*Task to carry out*.
Copy each line holding the string "components".

*Extracted material*.
▽

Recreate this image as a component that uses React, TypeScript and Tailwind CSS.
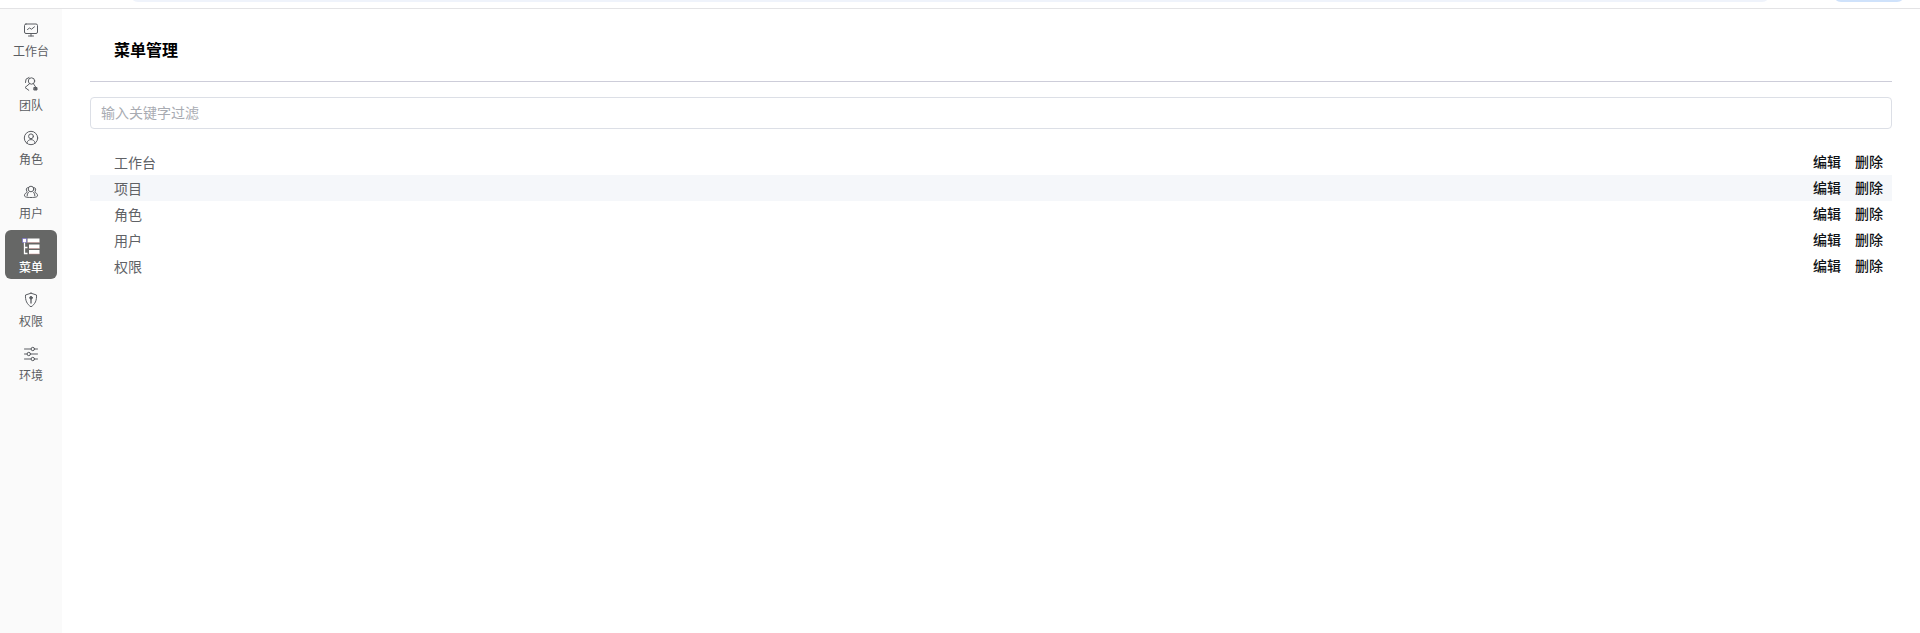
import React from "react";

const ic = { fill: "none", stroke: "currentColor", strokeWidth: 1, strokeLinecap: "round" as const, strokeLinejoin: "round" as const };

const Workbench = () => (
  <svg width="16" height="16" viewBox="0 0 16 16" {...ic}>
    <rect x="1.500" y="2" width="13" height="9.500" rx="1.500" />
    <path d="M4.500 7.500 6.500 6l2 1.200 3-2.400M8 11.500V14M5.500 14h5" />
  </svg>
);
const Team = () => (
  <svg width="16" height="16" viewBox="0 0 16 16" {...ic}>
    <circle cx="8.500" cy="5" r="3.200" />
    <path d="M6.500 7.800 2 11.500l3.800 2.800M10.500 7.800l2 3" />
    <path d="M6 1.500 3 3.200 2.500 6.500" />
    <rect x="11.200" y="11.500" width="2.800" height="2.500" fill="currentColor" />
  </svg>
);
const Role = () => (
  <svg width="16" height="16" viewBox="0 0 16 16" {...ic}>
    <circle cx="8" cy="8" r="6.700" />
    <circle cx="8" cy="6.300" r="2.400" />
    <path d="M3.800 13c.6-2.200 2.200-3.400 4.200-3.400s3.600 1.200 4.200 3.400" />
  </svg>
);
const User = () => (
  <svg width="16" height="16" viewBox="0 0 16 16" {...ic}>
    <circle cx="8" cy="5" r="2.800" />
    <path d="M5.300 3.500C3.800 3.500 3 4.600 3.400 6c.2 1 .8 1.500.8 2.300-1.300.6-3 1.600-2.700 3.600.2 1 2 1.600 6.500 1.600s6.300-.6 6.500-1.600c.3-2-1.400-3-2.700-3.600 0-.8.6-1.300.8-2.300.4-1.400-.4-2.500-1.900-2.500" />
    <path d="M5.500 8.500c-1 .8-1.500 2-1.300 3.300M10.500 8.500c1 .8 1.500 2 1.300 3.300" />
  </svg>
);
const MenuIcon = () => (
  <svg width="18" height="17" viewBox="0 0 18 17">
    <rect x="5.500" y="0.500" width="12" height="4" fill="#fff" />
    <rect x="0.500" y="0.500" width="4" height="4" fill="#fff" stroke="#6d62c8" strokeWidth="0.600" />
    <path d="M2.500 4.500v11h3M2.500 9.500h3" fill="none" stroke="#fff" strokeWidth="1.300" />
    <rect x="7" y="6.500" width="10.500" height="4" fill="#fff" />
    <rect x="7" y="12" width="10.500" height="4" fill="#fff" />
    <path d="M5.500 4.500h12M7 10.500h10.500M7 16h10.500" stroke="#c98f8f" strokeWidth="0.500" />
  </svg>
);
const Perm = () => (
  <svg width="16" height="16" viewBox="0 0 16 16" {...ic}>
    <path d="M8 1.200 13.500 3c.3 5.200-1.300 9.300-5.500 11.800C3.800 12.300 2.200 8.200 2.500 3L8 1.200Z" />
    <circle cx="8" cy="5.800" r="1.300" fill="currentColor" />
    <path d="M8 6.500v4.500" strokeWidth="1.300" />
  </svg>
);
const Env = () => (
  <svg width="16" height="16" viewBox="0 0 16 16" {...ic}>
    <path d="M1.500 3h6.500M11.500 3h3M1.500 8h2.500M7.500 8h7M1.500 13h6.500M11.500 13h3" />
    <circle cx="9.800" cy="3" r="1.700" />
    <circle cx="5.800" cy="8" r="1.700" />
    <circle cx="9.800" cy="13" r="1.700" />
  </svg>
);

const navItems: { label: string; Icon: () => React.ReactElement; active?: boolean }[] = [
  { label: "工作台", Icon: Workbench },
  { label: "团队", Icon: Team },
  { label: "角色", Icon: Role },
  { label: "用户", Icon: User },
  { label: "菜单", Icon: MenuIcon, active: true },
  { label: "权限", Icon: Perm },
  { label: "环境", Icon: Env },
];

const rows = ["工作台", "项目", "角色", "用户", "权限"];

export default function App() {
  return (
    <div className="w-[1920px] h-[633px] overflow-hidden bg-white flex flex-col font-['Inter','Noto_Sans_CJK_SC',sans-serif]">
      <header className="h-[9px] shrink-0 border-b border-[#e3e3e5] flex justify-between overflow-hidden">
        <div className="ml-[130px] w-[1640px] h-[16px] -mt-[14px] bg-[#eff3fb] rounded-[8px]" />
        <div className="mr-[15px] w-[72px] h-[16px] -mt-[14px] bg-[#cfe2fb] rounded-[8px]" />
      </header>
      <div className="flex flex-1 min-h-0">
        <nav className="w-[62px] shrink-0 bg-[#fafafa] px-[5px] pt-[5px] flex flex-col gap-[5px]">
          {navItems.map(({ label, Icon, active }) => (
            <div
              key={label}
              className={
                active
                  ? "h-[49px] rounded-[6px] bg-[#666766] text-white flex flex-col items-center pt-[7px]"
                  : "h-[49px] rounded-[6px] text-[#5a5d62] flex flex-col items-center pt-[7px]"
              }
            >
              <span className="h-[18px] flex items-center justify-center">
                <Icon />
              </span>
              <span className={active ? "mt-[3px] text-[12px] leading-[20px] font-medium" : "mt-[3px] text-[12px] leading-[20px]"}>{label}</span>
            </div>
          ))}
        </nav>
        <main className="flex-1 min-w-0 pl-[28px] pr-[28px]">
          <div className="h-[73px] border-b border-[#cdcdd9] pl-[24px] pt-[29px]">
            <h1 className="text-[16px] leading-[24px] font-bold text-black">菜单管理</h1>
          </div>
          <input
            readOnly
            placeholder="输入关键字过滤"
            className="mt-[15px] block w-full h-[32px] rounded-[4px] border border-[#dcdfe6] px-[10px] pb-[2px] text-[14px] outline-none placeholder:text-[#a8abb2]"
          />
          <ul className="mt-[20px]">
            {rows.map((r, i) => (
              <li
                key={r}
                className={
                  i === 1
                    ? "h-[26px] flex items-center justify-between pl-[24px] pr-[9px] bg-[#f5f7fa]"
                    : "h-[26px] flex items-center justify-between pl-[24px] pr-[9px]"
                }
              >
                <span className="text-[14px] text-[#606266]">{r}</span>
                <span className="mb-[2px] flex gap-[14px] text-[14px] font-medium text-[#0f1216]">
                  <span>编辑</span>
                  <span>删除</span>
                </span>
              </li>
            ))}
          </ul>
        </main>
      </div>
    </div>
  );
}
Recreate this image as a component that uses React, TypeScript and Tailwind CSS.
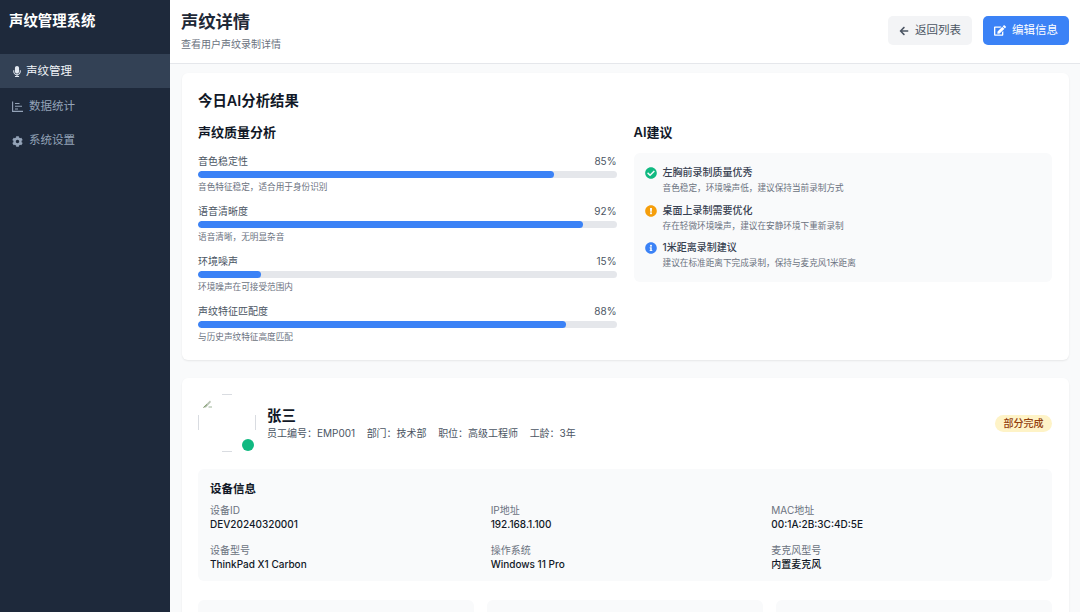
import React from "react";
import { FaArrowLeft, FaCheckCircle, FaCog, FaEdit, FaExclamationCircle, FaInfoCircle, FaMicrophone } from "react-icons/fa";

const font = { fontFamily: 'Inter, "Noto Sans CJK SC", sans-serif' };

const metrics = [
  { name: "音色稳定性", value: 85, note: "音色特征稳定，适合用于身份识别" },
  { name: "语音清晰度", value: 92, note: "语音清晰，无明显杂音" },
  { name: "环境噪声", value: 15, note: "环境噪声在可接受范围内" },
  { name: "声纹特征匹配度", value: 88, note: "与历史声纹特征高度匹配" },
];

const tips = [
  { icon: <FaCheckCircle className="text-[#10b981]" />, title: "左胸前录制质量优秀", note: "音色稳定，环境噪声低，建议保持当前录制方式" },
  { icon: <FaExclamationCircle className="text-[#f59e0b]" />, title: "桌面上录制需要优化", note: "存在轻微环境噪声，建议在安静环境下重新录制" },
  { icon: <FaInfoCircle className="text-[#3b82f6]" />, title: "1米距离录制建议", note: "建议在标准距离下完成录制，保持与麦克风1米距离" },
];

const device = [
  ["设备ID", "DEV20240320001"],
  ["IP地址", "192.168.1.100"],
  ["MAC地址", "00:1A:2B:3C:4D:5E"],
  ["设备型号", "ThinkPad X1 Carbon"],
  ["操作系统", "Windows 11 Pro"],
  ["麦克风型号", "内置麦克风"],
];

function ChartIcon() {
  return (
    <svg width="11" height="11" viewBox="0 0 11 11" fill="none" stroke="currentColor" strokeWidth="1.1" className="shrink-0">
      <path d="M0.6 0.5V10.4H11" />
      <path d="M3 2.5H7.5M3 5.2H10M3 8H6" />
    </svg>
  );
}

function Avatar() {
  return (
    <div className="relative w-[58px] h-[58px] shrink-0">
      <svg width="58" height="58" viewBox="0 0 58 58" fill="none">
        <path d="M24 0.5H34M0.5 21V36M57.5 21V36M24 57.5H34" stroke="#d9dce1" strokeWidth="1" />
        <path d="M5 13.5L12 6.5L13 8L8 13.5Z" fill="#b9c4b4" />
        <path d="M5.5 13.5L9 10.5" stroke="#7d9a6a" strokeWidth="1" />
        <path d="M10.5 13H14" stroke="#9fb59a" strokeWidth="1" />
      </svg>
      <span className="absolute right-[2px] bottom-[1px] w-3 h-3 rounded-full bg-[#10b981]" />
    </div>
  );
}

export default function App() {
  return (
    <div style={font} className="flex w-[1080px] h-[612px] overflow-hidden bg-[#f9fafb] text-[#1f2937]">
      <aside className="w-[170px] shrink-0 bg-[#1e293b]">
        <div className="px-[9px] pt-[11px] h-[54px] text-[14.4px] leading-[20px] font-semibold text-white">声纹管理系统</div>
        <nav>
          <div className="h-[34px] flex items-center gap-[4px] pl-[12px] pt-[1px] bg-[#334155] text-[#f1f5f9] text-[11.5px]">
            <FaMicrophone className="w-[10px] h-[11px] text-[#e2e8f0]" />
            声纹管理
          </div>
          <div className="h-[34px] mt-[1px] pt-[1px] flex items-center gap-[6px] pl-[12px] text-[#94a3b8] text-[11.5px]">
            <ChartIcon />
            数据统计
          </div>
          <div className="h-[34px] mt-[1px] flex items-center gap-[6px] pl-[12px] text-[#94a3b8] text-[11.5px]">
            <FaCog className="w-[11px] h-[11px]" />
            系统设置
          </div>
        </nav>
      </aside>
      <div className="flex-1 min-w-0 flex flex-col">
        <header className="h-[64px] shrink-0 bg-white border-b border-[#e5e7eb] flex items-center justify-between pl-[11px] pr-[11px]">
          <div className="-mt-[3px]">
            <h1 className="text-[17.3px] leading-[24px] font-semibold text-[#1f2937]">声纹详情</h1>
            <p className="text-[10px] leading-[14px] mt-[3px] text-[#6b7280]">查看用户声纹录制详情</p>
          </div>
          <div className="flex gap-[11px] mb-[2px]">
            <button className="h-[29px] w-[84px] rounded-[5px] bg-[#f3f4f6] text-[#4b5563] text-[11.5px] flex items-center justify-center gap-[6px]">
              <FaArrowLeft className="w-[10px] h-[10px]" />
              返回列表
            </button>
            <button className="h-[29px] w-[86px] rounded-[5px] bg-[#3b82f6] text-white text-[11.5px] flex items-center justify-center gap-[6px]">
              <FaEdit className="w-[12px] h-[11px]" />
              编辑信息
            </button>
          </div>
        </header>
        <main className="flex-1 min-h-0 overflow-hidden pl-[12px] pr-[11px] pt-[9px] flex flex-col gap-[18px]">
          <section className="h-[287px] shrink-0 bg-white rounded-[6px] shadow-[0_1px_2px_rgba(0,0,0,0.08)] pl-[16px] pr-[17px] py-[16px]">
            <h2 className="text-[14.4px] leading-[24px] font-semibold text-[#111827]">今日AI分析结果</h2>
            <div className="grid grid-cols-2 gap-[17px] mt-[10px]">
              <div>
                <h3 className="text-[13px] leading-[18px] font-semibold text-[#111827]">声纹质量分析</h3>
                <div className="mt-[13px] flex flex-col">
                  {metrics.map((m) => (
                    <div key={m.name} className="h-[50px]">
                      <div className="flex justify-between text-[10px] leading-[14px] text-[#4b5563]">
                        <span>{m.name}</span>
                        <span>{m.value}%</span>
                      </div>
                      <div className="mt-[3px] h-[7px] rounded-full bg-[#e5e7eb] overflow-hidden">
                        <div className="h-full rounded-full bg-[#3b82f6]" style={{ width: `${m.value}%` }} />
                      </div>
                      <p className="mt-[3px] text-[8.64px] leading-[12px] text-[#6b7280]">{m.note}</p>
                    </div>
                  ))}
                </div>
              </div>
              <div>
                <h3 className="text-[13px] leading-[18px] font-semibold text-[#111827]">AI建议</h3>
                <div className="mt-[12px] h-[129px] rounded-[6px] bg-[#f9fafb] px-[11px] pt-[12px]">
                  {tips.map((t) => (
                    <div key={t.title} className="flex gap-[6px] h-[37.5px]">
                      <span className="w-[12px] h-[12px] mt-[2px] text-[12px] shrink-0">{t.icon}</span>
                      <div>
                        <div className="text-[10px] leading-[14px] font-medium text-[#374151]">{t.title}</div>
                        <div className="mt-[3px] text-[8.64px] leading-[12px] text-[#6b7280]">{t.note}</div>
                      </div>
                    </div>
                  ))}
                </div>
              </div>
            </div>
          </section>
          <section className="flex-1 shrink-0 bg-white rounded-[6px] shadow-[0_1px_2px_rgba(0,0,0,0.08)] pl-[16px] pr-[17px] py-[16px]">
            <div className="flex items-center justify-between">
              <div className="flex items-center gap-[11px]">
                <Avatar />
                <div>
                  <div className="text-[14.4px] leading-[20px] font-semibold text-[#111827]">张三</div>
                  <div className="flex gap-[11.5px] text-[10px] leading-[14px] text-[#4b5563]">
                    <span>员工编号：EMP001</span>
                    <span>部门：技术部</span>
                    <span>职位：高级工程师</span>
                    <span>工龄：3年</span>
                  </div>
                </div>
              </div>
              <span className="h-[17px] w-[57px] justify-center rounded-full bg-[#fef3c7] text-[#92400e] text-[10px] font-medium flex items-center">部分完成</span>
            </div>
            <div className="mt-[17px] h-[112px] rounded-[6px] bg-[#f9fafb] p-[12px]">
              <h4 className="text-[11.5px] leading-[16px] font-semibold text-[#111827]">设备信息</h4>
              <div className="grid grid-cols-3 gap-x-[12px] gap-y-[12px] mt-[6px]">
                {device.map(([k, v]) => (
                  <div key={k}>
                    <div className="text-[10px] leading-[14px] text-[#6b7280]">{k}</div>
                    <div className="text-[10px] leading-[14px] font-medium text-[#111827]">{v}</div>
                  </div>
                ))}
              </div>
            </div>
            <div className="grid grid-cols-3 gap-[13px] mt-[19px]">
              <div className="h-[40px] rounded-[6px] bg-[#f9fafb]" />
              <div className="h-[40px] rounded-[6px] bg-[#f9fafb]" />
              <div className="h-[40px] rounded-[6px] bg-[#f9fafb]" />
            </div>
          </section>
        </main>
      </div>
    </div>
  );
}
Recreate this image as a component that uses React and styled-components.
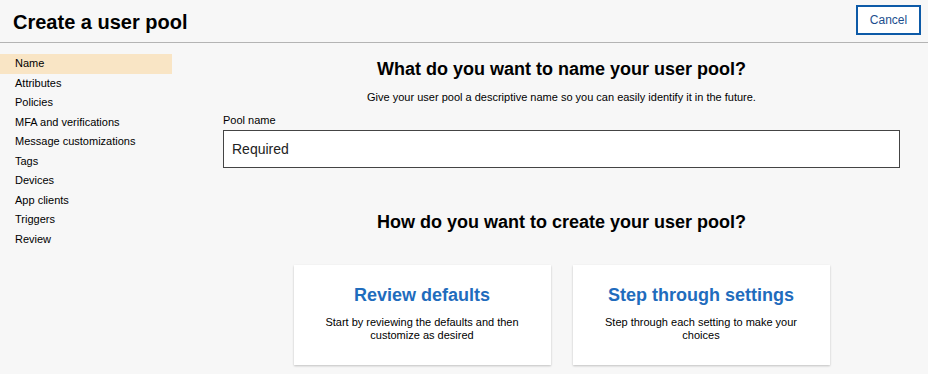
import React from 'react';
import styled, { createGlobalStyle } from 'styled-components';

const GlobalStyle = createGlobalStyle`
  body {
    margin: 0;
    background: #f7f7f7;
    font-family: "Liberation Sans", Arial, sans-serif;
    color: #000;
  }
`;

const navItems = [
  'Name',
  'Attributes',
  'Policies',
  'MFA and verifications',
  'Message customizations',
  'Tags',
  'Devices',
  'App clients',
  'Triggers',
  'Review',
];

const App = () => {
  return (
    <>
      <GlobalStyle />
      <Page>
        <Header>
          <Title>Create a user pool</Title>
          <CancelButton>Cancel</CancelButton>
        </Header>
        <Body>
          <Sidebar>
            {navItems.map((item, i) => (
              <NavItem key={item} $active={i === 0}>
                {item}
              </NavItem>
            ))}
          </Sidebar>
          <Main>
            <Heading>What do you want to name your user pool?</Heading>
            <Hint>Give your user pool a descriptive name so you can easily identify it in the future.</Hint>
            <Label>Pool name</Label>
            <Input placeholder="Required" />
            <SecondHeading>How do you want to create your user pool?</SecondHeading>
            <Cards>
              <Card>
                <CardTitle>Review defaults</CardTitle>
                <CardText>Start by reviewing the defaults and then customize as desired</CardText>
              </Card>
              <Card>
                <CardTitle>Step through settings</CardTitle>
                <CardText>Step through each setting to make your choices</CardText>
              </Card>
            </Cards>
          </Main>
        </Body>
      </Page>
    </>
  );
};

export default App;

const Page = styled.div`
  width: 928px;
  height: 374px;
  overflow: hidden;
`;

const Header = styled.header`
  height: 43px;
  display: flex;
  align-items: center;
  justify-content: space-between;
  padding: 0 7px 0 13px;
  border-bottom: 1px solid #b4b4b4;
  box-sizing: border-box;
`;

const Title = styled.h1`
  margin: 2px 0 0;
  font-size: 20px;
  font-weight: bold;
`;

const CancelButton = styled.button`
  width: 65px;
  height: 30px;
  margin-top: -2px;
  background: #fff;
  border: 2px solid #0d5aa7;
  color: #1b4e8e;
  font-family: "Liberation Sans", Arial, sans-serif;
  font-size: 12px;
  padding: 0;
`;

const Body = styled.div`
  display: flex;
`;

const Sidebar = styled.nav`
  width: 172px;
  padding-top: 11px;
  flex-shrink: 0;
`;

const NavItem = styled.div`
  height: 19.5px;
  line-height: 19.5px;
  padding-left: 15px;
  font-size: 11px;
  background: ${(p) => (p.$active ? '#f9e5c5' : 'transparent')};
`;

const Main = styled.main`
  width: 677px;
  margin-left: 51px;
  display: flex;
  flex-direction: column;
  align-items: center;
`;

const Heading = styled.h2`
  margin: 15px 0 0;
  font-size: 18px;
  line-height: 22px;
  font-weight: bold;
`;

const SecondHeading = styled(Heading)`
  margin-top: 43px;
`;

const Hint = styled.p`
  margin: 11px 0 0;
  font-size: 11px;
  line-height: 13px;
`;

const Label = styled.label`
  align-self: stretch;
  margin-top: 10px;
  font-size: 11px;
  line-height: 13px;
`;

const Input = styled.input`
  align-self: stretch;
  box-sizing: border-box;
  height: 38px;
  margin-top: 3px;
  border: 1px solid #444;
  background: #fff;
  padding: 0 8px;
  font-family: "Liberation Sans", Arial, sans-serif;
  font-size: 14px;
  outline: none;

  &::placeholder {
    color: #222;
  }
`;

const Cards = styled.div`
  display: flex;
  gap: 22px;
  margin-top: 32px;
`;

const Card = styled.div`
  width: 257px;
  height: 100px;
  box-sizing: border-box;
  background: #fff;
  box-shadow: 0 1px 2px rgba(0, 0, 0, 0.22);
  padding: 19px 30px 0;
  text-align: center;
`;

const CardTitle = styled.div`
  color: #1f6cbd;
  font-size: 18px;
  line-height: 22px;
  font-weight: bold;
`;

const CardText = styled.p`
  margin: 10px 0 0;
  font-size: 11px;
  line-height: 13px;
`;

△

*Task solution*.
Recreate this image as a component that uses React and styled-components.
import styled, { createGlobalStyle } from 'styled-components';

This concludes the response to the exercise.